* [The problem]: Without the pictures, can you quote each line below exactly?
-- START Material --
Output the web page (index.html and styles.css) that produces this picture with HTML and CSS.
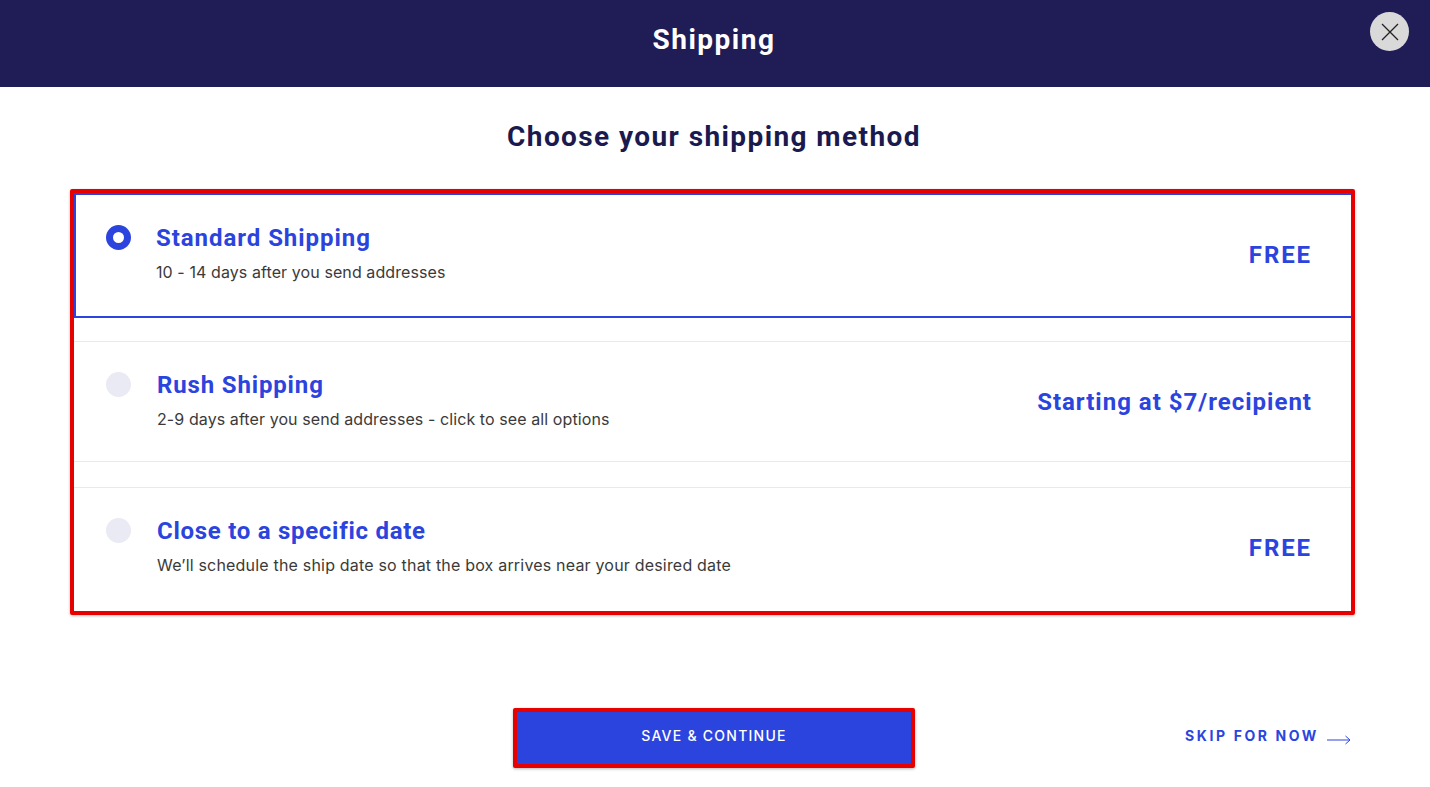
FILE: index.html
```html
<!DOCTYPE html>
<html lang="en">
<head>
<meta charset="utf-8">
<title>Shipping</title>
<link rel="stylesheet" href="styles.css">
</head>
<body>
<header class="topbar">
  <h1 class="topbar-title">Shipping</h1>
  <button class="close" aria-label="Close">
    <svg width="20" height="20" viewBox="0 0 20 20"><path d="M2 2L18 18M18 2L2 18" stroke="#222" stroke-width="1.3" fill="none"/></svg>
  </button>
</header>
<main class="content">
  <h2 class="heading">Choose your shipping method</h2>
  <div class="options">
    <div class="option selected">
      <span class="radio on"></span>
      <div class="info"><div class="name">Standard Shipping</div><div class="desc">10 - 14 days after you send addresses</div></div>
      <div class="price caps">FREE</div>
    </div>
    <div class="option middle">
      <span class="radio"></span>
      <div class="info"><div class="name">Rush Shipping</div><div class="desc">2-9 days after you send addresses - click to see all options</div></div>
      <div class="price">Starting at $7/recipient</div>
    </div>
    <div class="option last">
      <span class="radio"></span>
      <div class="info"><div class="name tight">Close to a specific date</div><div class="desc wide">We’ll schedule the ship date so that the box arrives near your desired date</div></div>
      <div class="price caps">FREE</div>
    </div>
  </div>
  <div class="actions">
    <button class="save">SAVE &amp; CONTINUE</button>
    <a class="skip"><span class="skip-label">SKIP FOR NOW</span>
      <svg class="skip-arrow" width="24" height="10" viewBox="0 0 24 10"><path d="M0 5H23M18.5 1L23 5L18.5 9" stroke="#2c44de" stroke-width="1" fill="none"/></svg>
    </a>
  </div>
</main>
</body>
</html>
```
FILE: styles.css
```css
* { box-sizing: border-box; }
html, body { margin: 0; padding: 0; height: 787px; overflow: hidden; background: #fff; }
body { font-family: "Inter", "Liberation Sans", sans-serif; color: #333; }
.topbar { height: 87px; padding-right: 2px; background: #1f1c56; display: flex; align-items: center; justify-content: center; position: relative; }
.topbar-title { margin: 0 0 8px; font-size: 28px; font-weight: 700; color: #fff; font-family: "Roboto", sans-serif; letter-spacing: 1.5px; }
.close { position: absolute; left: 1370px; top: 12px; width: 39px; height: 39px; border-radius: 50%; border: 0; padding: 0; background: #d9d9d9; display: flex; align-items: center; justify-content: center; }
.heading { margin: 33px 0 35px; padding-right: 2px; height: 34px; line-height: 34px; text-align: center; font-family: "Roboto", sans-serif; font-size: 28px; font-weight: 700; letter-spacing: 1.41px; color: #1a1a4e; }
.options { margin: 0 75px 0 70px; border: 4px solid #e60000; border-radius: 2px; box-shadow: 0 1px 3px rgba(0,0,0,.25); }
.option { display: flex; align-items: flex-start; padding: 30px 39px 0 32px; }
.selected { height: 125px; border: 2px solid #2c44de; border-right: 0; padding-left: 30px; }
.middle { height: 121px; margin-top: 23px; border-top: 1px solid #e8e8ee; border-bottom: 1px solid #e8e8ee; }
.last { height: 124px; margin-top: 25px; border-top: 1px solid #e8e8ee; }
.radio { width: 25px; height: 25px; border-radius: 50%; background: #e9eaf3; flex: none; }
.radio.on { background: #fff; border: 7.5px solid #2c44de; }
.info { margin: -1px 0 0 26px; flex: 1; }
.selected .info { margin-left: 25px; }
.name { font-family: "Roboto", sans-serif; font-size: 24px; line-height: 28px; font-weight: 700; letter-spacing: .85px; color: #2c44de; }
.selected .name { letter-spacing: .95px; }
.name.tight { letter-spacing: .72px; }
.desc { margin-top: 9px; font-size: 16px; line-height: 22px; letter-spacing: .09px; color: #3a3a3a; }
.desc.wide { letter-spacing: .19px; }
.price { align-self: center; margin-top: -29px; font-family: "Roboto", sans-serif; font-size: 24px; font-weight: 700; letter-spacing: 1px; color: #2c44de; }
.price.caps { margin-top: -31px; letter-spacing: 1.9px; }
.last .price.caps { margin-top: -33px; }
.actions { display: grid; grid-template-columns: 402px 1fr; align-items: center; margin-top: 93px; padding: 0 79px 0 513px; }
.save { height: 60px; padding: 0 0 5px; background: #2c44de; border: 4px solid #e60000; border-radius: 2px; box-shadow: 0 1px 3px rgba(0,0,0,.3); color: #fff; font-family: "Inter", sans-serif; font-size: 14px; font-weight: 500; letter-spacing: 1.25px; }
.skip { justify-self: end; display: flex; align-items: flex-start; gap: 8px; height: 24px; color: #2c44de; font-family: "Inter", sans-serif; font-size: 14px; font-weight: 700; letter-spacing: 2.6px; }
.skip-label { line-height: 17px; margin-top: .5px; }
.skip-arrow { margin-top: 8.5px; }
```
-- END Material --
* [Task answer]:
Output the web page (index.html and styles.css) that produces this picture with HTML and CSS.
FILE: index.html
```html
<!DOCTYPE html>
<html lang="en">
<head>
<meta charset="utf-8">
<title>Shipping</title>
<link rel="stylesheet" href="styles.css">
</head>
<body>
<header class="topbar">
  <h1 class="topbar-title">Shipping</h1>
  <button class="close" aria-label="Close">
    <svg width="20" height="20" viewBox="0 0 20 20"><path d="M2 2L18 18M18 2L2 18" stroke="#222" stroke-width="1.3" fill="none"/></svg>
  </button>
</header>
<main class="content">
  <h2 class="heading">Choose your shipping method</h2>
  <div class="options">
    <div class="option selected">
      <span class="radio on"></span>
      <div class="info"><div class="name">Standard Shipping</div><div class="desc">10 - 14 days after you send addresses</div></div>
      <div class="price caps">FREE</div>
    </div>
    <div class="option middle">
      <span class="radio"></span>
      <div class="info"><div class="name">Rush Shipping</div><div class="desc">2-9 days after you send addresses - click to see all options</div></div>
      <div class="price">Starting at $7/recipient</div>
    </div>
    <div class="option last">
      <span class="radio"></span>
      <div class="info"><div class="name tight">Close to a specific date</div><div class="desc wide">We’ll schedule the ship date so that the box arrives near your desired date</div></div>
      <div class="price caps">FREE</div>
    </div>
  </div>
  <div class="actions">
    <button class="save">SAVE &amp; CONTINUE</button>
    <a class="skip"><span class="skip-label">SKIP FOR NOW</span>
      <svg class="skip-arrow" width="24" height="10" viewBox="0 0 24 10"><path d="M0 5H23M18.5 1L23 5L18.5 9" stroke="#2c44de" stroke-width="1" fill="none"/></svg>
    </a>
  </div>
</main>
</body>
</html>
```
FILE: styles.css
```css
* { box-sizing: border-box; }
html, body { margin: 0; padding: 0; height: 787px; overflow: hidden; background: #fff; }
body { font-family: "Inter", "Liberation Sans", sans-serif; color: #333; }
.topbar { height: 87px; padding-right: 2px; background: #1f1c56; display: flex; align-items: center; justify-content: center; position: relative; }
.topbar-title { margin: 0 0 8px; font-size: 28px; font-weight: 700; color: #fff; font-family: "Roboto", sans-serif; letter-spacing: 1.5px; }
.close { position: absolute; left: 1370px; top: 12px; width: 39px; height: 39px; border-radius: 50%; border: 0; padding: 0; background: #d9d9d9; display: flex; align-items: center; justify-content: center; }
.heading { margin: 33px 0 35px; padding-right: 2px; height: 34px; line-height: 34px; text-align: center; font-family: "Roboto", sans-serif; font-size: 28px; font-weight: 700; letter-spacing: 1.41px; color: #1a1a4e; }
.options { margin: 0 75px 0 70px; border: 4px solid #e60000; border-radius: 2px; box-shadow: 0 1px 3px rgba(0,0,0,.25); }
.option { display: flex; align-items: flex-start; padding: 30px 39px 0 32px; }
.selected { height: 125px; border: 2px solid #2c44de; border-right: 0; padding-left: 30px; }
.middle { height: 121px; margin-top: 23px; border-top: 1px solid #e8e8ee; border-bottom: 1px solid #e8e8ee; }
.last { height: 124px; margin-top: 25px; border-top: 1px solid #e8e8ee; }
.radio { width: 25px; height: 25px; border-radius: 50%; background: #e9eaf3; flex: none; }
.radio.on { background: #fff; border: 7.5px solid #2c44de; }
.info { margin: -1px 0 0 26px; flex: 1; }
.selected .info { margin-left: 25px; }
.name { font-family: "Roboto", sans-serif; font-size: 24px; line-height: 28px; font-weight: 700; letter-spacing: .85px; color: #2c44de; }
.selected .name { letter-spacing: .95px; }
.name.tight { letter-spacing: .72px; }
.desc { margin-top: 9px; font-size: 16px; line-height: 22px; letter-spacing: .09px; color: #3a3a3a; }
.desc.wide { letter-spacing: .19px; }
.price { align-self: center; margin-top: -29px; font-family: "Roboto", sans-serif; font-size: 24px; font-weight: 700; letter-spacing: 1px; color: #2c44de; }
.price.caps { margin-top: -31px; letter-spacing: 1.9px; }
.last .price.caps { margin-top: -33px; }
.actions { display: grid; grid-template-columns: 402px 1fr; align-items: center; margin-top: 93px; padding: 0 79px 0 513px; }
.save { height: 60px; padding: 0 0 5px; background: #2c44de; border: 4px solid #e60000; border-radius: 2px; box-shadow: 0 1px 3px rgba(0,0,0,.3); color: #fff; font-family: "Inter", sans-serif; font-size: 14px; font-weight: 500; letter-spacing: 1.25px; }
.skip { justify-self: end; display: flex; align-items: flex-start; gap: 8px; height: 24px; color: #2c44de; font-family: "Inter", sans-serif; font-size: 14px; font-weight: 700; letter-spacing: 2.6px; }
.skip-label { line-height: 17px; margin-top: .5px; }
.skip-arrow { margin-top: 8.5px; }
```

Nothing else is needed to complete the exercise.